-------- Supplied data

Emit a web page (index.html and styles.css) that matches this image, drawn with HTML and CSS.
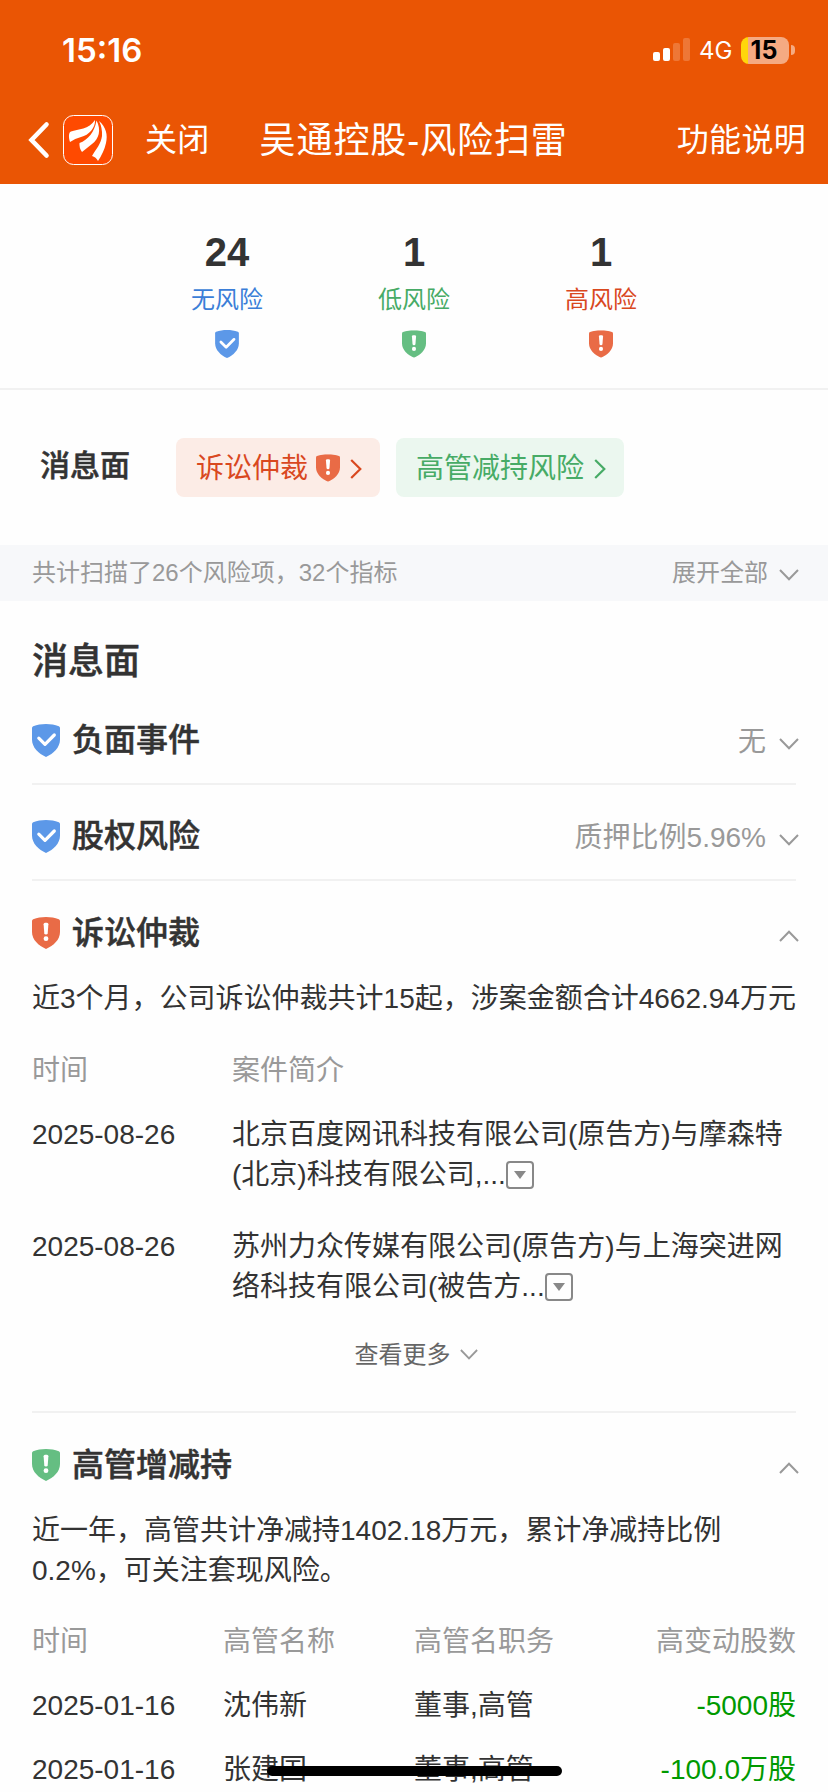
FILE: index.html
```html
<!DOCTYPE html>
<html lang="zh-CN">
<head>
  <meta charset="UTF-8">
  <meta name="viewport" content="width=device-width, initial-scale=1.0">
  <title>吴通控股-风险扫雷</title>
  <link rel="stylesheet" href="styles.css">
</head>
<body>
  <svg class="sprite" width="0" height="0">
    <symbol id="shield" viewBox="0 0 28 33" preserveAspectRatio="none">
      <path d="M14 0C18.500 0 23 .700 26.800 2.200Q28 2.700 28 4V15.500C28 23.500 21.500 29.500 14 33C6.500 29.500 0 23.500 0 15.500V4Q0 2.700 1.200 2.200C5 .700 9.500 0 14 0Z" fill="currentColor"/>
    </symbol>
    <symbol id="ok" viewBox="0 0 28 33">
      <use href="#shield" width="28" height="33"/>
      <path d="M6.800 14.200L13 20.300L22.300 11" fill="none" stroke="#fff" stroke-width="3.200" stroke-linecap="round" stroke-linejoin="round"/>
    </symbol>
    <symbol id="warn" viewBox="0 0 28 32">
      <use href="#shield" width="28" height="32"/>
      <path d="M11.600 7.200Q11.600 5.700 13 5.700H15Q16.400 5.700 16.400 7.200L15.700 16.200Q15.500 17.400 14 17.400T12.300 16.200Z" fill="#fff"/>
      <circle cx="14" cy="21.700" r="2.400" fill="#fff"/>
    </symbol>
    <symbol id="down" viewBox="0 0 20 12">
      <path d="M1 1L10 10.300L19 1" fill="none" stroke="currentColor" stroke-width="2"/>
    </symbol>
    <symbol id="up" viewBox="0 0 20 12">
      <path d="M1 11L10 1.700L19 11" fill="none" stroke="currentColor" stroke-width="2"/>
    </symbol>
    <symbol id="right" viewBox="0 0 12 20">
      <path d="M1.200 1L10.300 10L1.200 19" fill="none" stroke="currentColor" stroke-width="2.200"/>
    </symbol>
  </svg>

  <header class="top">
    <div class="status">
      <span class="time">15:16</span>
      <div class="status-right">
        <svg class="signal" width="38" height="24" viewBox="0 0 38 24" fill="#fff">
          <rect x="0" y="14" width="7" height="9" rx="2"/>
          <rect x="10" y="10" width="7" height="13" rx="2"/>
          <rect x="20" y="5" width="7" height="18" rx="2" opacity=".2"/>
          <rect x="30" y="0" width="7" height="23" rx="2" opacity=".2"/>
        </svg>
        <span class="net">4G</span>
        <span class="battery">15</span>
        <span class="battery-tip"></span>
      </div>
    </div>
    <nav class="nav">
      <svg class="back" width="22" height="38" viewBox="0 0 22 38">
        <path d="M18.500 3.500L3.500 19L18.500 34.500" fill="none" stroke="#fff" stroke-width="4.600" stroke-linecap="round"/>
      </svg>
      <svg class="logo" width="50" height="50" viewBox="0 0 50 50">
        <rect x=".5" y=".5" width="49" height="49" rx="10" fill="#ff4a00" stroke="#fff"/>
        <path d="M7 27C5.500 22 5.500 17.500 8 16.500C15 14 26 14.500 32 5C32.500 13 26 20 18 22Q12 23.500 7 27Z" fill="#fff"/>
        <path d="M19 37Q16 33 16.500 28C25 25 31.500 17 33.500 5.500C38.500 15 36 24 29 29Q24 33 19 37Z" fill="#fff"/>
        <path d="M29 41C33 34 38 29 39 21Q39.500 13 36 6C43 12 45 20 43 28Q41 37 35 46Q33 42 29 41Z" fill="#fff"/>
      </svg>
      <span class="close">关闭</span>
      <h1 class="nav-title">吴通控股-风险扫雷</h1>
      <span class="help">功能说明</span>
    </nav>
  </header>

  <section class="stats">
    <div class="stat blue">
      <b>24</b>
      <span>无风险</span>
      <svg width="24" height="28"><use href="#ok"/></svg>
    </div>
    <div class="stat green">
      <b>1</b>
      <span>低风险</span>
      <svg width="24" height="28"><use href="#warn"/></svg>
    </div>
    <div class="stat red">
      <b>1</b>
      <span>高风险</span>
      <svg width="24" height="28"><use href="#warn"/></svg>
    </div>
  </section>

  <section class="tags">
    <h3>消息面</h3>
    <a class="tag tag-red">诉讼仲裁<svg class="tag-shield" width="24" height="28"><use href="#warn"/></svg><svg class="tag-arrow" width="12" height="20"><use href="#right"/></svg></a>
    <a class="tag tag-green">高管减持风险<svg class="tag-arrow" width="12" height="20"><use href="#right"/></svg></a>
  </section>

  <div class="scan">
    <span>共计扫描了26个风险项，32个指标</span>
    <span class="expand">展开全部<svg class="arrow" width="20" height="12"><use href="#down"/></svg></span>
  </div>

  <main class="content">
    <h2>消息面</h2>

    <div class="row line">
      <svg class="icon blue" width="28" height="33"><use href="#ok"/></svg>
      <h3>负面事件</h3>
      <span class="value">无</span>
      <svg class="arrow" width="20" height="12"><use href="#down"/></svg>
    </div>

    <div class="row line">
      <svg class="icon blue" width="28" height="33"><use href="#ok"/></svg>
      <h3>股权风险</h3>
      <span class="value">质押比例5.96%</span>
      <svg class="arrow" width="20" height="12"><use href="#down"/></svg>
    </div>

    <section class="block line">
      <div class="row">
        <svg class="icon red" width="28" height="32"><use href="#warn"/></svg>
        <h3>诉讼仲裁</h3>
        <svg class="arrow" width="20" height="12"><use href="#up"/></svg>
      </div>
      <p class="summary">近3个月，公司诉讼仲裁共计15起，涉案金额合计4662.94万元</p>
      <div class="cases">
        <span class="th">时间</span>
        <span class="th">案件简介</span>
        <span>2025-08-26</span>
        <span>北京百度网讯科技有限公司(原告方)与摩森特<br>(北京)科技有限公司,...<i class="box"></i></span>
        <span>2025-08-26</span>
        <span>苏州力众传媒有限公司(原告方)与上海突进网<br>络科技有限公司(被告方...<i class="box"></i></span>
      </div>
      <div class="more">查看更多<svg width="18" height="11"><use href="#down"/></svg></div>
    </section>

    <section class="block">
      <div class="row">
        <svg class="icon green" width="28" height="32"><use href="#warn"/></svg>
        <h3>高管增减持</h3>
        <svg class="arrow" width="20" height="12"><use href="#up"/></svg>
      </div>
      <p class="summary">近一年，高管共计净减持1402.18万元，累计净减持比例<br>0.2%，可关注套现风险。</p>
      <div class="holders">
        <span class="th">时间</span>
        <span class="th">高管名称</span>
        <span class="th">高管名职务</span>
        <span class="th num">高变动股数</span>
        <span>2025-01-16</span>
        <span>沈伟新</span>
        <span>董事,高管</span>
        <span class="num down">-5000股</span>
        <span>2025-01-16</span>
        <span>张建国</span>
        <span>董事,高管</span>
        <span class="num down">-100.0万股</span>
      </div>
    </section>
  </main>

  <div class="home-bar"></div>
</body>
</html>
```
FILE: styles.css
```css
* {
  box-sizing: border-box;
}

body {
  margin: 0;
  height: 1792px;
  overflow: hidden;
  background: #fefefe;
  color: #333;
  font-family: "Liberation Sans", "Noto Sans CJK SC", sans-serif;
  font-size: 28px;
  line-height: 40px;
}

h1, h2, h3, p {
  margin: 0;
}

h2, h3 {
  font-weight: 500;
  -webkit-text-stroke: .5px #333;
}

svg {
  display: block;
  flex: none;
}

.sprite {
  position: absolute;
}

.blue { color: #5c98e8; }
.green { color: #65be82; }
.red { color: #e96b46; }

/* header */
.top {
  height: 184px;
  background: #ea5504;
  color: #fff;
}

.status {
  display: flex;
  justify-content: space-between;
  height: 100px;
  padding: 30px 33px 0 62px;
}

.time {
  font-family: Inter, sans-serif;
  font-size: 33px;
  font-weight: 600;
}

.status-right {
  display: flex;
  align-items: center;
  height: 40px;
  font-family: Inter, sans-serif;
}

.net {
  width: 34px;
  margin: 1px 0 0 8px;
  font-size: 24px;
  font-weight: 400;
}

.battery {
  width: 48px;
  height: 27px;
  margin-left: 8px;
  padding-right: 2px;
  border-radius: 8px;
  background: linear-gradient(to right, #ffd60a 7px, #f5aa82 7px);
  color: #000;
  font-size: 25px;
  font-weight: 700;
  line-height: 27px;
  text-align: center;
}

.battery-tip {
  width: 4px;
  height: 10px;
  margin-left: 2px;
  border-radius: 0 5px 5px 0;
  background: #f5aa82;
}

.nav {
  display: flex;
  align-items: center;
  height: 80px;
  padding: 0 22px 0 28px;
  font-size: 32px;
  font-weight: 300;
  letter-spacing: .3px;
}

.logo {
  margin-left: 13px;
}

.close {
  margin-left: 32px;
}

.nav-title {
  margin-left: 50px;
  padding-top: 2px;
  font-size: 36px;
  font-weight: 400;
  letter-spacing: .9px;
}

.close,
.help {
  font-weight: 400;
}

.help {
  margin-left: auto;
}

/* risk counters */
.stats {
  display: flex;
  justify-content: center;
  height: 206px;
  padding-top: 46px;
  border-bottom: 2px solid #f1f1f1;
}

.stat {
  display: flex;
  flex-direction: column;
  align-items: center;
  width: 187px;
  font-size: 24px;
}

.stat b {
  height: 50px;
  color: #333;
  font-size: 40px;
  line-height: 44px;
}

.stat svg {
  margin-top: 10px;
}

.stat.blue span { color: #3b7ed8; }
.stat.green span { color: #47ab66; }
.stat.red span { color: #d9481f; }

/* tags */
.tags {
  display: flex;
  align-items: flex-start;
  height: 155px;
  padding: 48px 40px 0;
}

.tags h3 {
  width: 136px;
  padding-top: 8px;
  font-size: 30px;
}

.tag {
  display: flex;
  align-items: center;
  height: 59px;
  margin-right: 16px;
  padding: 3px 18px 0 20px;
  border-radius: 8px;
}

.tag-red {
  background: #fcece6;
  color: #d9481f;
}

.tag-green {
  background: #ebf7ef;
  color: #47ab66;
}

.tag-shield {
  margin: -3px 0 0 8px;
  color: #e96b46;
}

.tag-arrow {
  margin-left: 10px;
}

/* scan bar */
.scan {
  display: flex;
  align-items: center;
  justify-content: space-between;
  height: 56px;
  padding: 0 29px 0 32px;
  background: #f7f8fa;
  color: #999;
  font-size: 24px;
}

.expand {
  display: flex;
  align-items: center;
  gap: 11px;
}

/* detail list */
.content {
  padding: 0 32px;
}

.content h2 {
  height: 88px;
  padding-top: 41px;
  font-size: 36px;
}

.line {
  border-bottom: 2px solid #f1f1f1;
}

.row {
  display: flex;
  align-items: center;
  height: 96px;
  padding-top: 8px;
}

.row h3 {
  margin-left: 12px;
  font-size: 32px;
}

.value {
  margin-left: auto;
  padding-top: 4px;
  color: #999;
}

.arrow {
  margin: 4px 0 0 auto;
  color: #999;
}

.row .arrow {
  margin: 6px -3px 0 auto;
}

.row .value + .arrow {
  margin: 8px -3px 0 13px;
}

.summary {
  padding-top: 2px;
  white-space: nowrap;
}

.th {
  color: #999;
}

.cases {
  display: grid;
  grid-template-columns: 200px 1fr;
  row-gap: 32px;
  padding-top: 32px;
  white-space: nowrap;
}

.cases .th {
  margin-bottom: -8px;
}

.box {
  display: inline-flex;
  align-items: center;
  justify-content: center;
  width: 28px;
  height: 28px;
  margin-top: 6px;
  border: 2px solid #888;
  border-radius: 4px;
  vertical-align: top;
}

.box::after {
  content: "";
  border: 6px solid transparent;
  border-top: 8px solid #888;
  border-bottom: 0;
}

.more {
  display: flex;
  align-items: center;
  justify-content: center;
  gap: 9px;
  height: 104px;
  padding: 0 0 9px 4px;
  color: #666;
  font-size: 24px;
}

.more svg {
  color: #999;
}

.holders {
  display: grid;
  grid-template-columns: repeat(4, 1fr);
  row-gap: 24px;
  padding-top: 31px;
}

.num {
  text-align: right;
}

.down {
  color: #090;
}

/* home indicator floats over the list */
.home-bar {
  position: absolute;
  left: 267px;
  bottom: 16px;
  width: 295px;
  height: 10px;
  border-radius: 5px;
  background: #000;
}
```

----------------

■ Problem ■
Go through the material and select each line with the string "index" in it.

■ Final answer ■
Emit a web page (index.html and styles.css) that matches this image, drawn with HTML and CSS.
FILE: index.html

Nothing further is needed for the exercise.